Os locais onde as usinas de recuperação energética de resíduos (URE) foram implementadas apresentam também as taxas de reciclagem mais elevadas no mundo. No Brasil, elas permitiriam a recuperação de em média 23 kg de metais reciclados para cada tonelada de resíduo tratado. A implantação de usinas nas 28 regiões metropolitanas brasileiras, com mais de 1 milhão de habitantes, teria potencial de recuperar mais de 800.000 toneladas de metais por ano, e que continuariam enterrados e perdidos. Aterros não permitem a recuperação de metais.
Existe enorme potencial de investimento em biodigestão anaeróbia da fração orgânica dos resíduos, com geração de eletricidade a partir da queima do biogás ou utilização de biocombustível a partir do biometano, que constitui cerca de 55% da composição do biogás, e é um gás renovável que pode ser misturado em qualquer fração com o gás natural, podendo abastecer frotas de veículos, ônibus e caminhões.
Outro importante potencial reside no coprocessamento, que consiste na separação e blendagem do Combustível Derivado de Resíduos (CDR), fração não reciclagem e inorgânica do RSU, que hoje já é utilizado em diversas cimenteiras em substituição ao coque (combustível fóssil), para produção de clínquer, utilizado na fabricação do cimento Portland, ou em outros processos industriais e para geração de eletricidade.
O Brasil possui 38 fábricas com licença ambiental para o coprocessamento, mas substitui apenas 16,2% do combustível fóssil por CDR, sendo que Alemanha substitui 62%, Bélgica 58%, Suécia 49%, França 35%, Itália 36% e Portugal 19%. Vale ressaltar, a utilização do CDR, que também pode ser por meio de resíduos industriais (têxtil, pneu etc.), industriais perigosos e biomassa (carvão vegetal, lodo de esgoto e resíduos agrícolas), está dentre as metas de redução de gases de efeito estufa, sendo que a meta do Brasil para 2050 é substituir até 44% por combustíveis alternativos.
Se considerarmos um cenário hipotético que represente 58% de todo o lixo urbano gerado no Brasil (RSU), englobando as 28 regiões metropolitanas com mais de 1 milhão de habitantes, somados a 62 municípios com mais de 200 mil habitantes, poderão ser demandados investimentos de R$ 78,3 bilhões (CAPEX), nas 274 usinas URE (94), CDR (95) e Biogás (85), incluindo ainda o aumento de três vezes dos atuais índices de reciclagem.
Nesse cenário apresentado, é considerado o tratamento de 46 milhões de toneladas de RSU por ano, sendo destinado 62% para URE, 21% para CDR, 11% para biogás e 6% para reciclagem, sendo que somente 4% continuará sendo destinado para aterros.
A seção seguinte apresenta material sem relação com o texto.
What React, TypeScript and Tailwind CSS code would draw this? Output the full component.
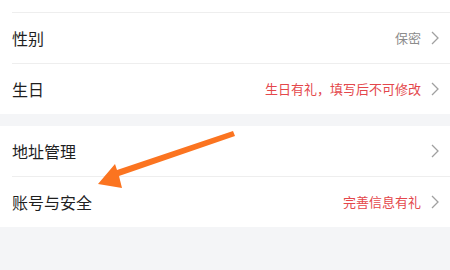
const font = { fontFamily: '"Noto Sans CJK SC", "Noto Sans", sans-serif' };

const Chevron = () => (
  <svg width="8" height="14" viewBox="0 0 8 14" className="ml-[10px] shrink-0">
    <path d="M1 1l6 6-6 6" fill="none" stroke="#a0a0a0" strokeWidth="1.3" />
  </svg>
);

type RowProps = { label: string; value?: string; tone?: 'gray' | 'red' };

const Row = ({ label, value, tone = 'gray' }: RowProps) => (
  <div className="flex h-[50px] items-center bg-white pl-3 pr-[11px]">
    <span className="flex-1 text-[16px] text-[#1f1f1f]">{label}</span>
    {value && (
      <span
        className={
          tone === 'red'
            ? 'text-[13px] text-[#e4474b]'
            : 'text-[13px] text-[#8c8c8c]'
        }
      >
        {value}
      </span>
    )}
    <Chevron />
  </div>
);

const Divider = () => (
  <div className="bg-white pl-3">
    <div className="h-px bg-[#eeeeee]" />
  </div>
);

export default function App() {
  return (
    <div className="relative h-[270px] w-[450px] overflow-hidden bg-[#f4f5f7]" style={font}>
      <div className="h-[12px] bg-white" />
      <Divider />
      <Row label="性别" value="保密" />
      <Divider />
      <Row label="生日" value="生日有礼，填写后不可修改" tone="red" />

      <div className="mt-[12px]">
        <Row label="地址管理" />
        <Divider />
        <Row label="账号与安全" value="完善信息有礼" tone="red" />
      </div>

      {/* annotation arrow */}
      <svg className="absolute left-0 top-0" width="450" height="270" viewBox="0 0 450 270">
        <path
          d="M233 131 L235 136 L119 176 L122 188 L98 184 L115 164 L117 170 Z"
          fill="#fb7420"
        />
      </svg>
    </div>
  );
}
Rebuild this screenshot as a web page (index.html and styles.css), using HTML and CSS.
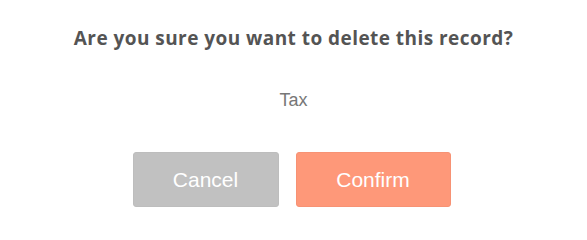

Serão gerados 15 mil empregos diretos, e evitados 63 milhões de toneladas de CO2 equivalente, o que corresponde a 192 milhões de árvores plantadas por ano, área similar ao município de São Paulo.
Outros programas também são importantes, como a implementação efetiva da coleta seletiva, programas de educação ambiental, logística reversa e exoneração tributária no beneficiamento e recuperação de materiais. Por meio de estratégias que induzam comportamentos positivos na sociedade, torna-se possível atingir melhores índices de reciclagem, reaproveitamento e reutilização de resíduos, assim como a aceitação de que a recuperação energética da fração não reciclável é parte vital neste processo.
A expectativa é que o Brasil possa efetivamente entender o que significa Economia Circular e aproveitar os seus benefícios, que ocorrem de forma especial na geração de energia limpa por meio da fração não reciclável dos resíduos.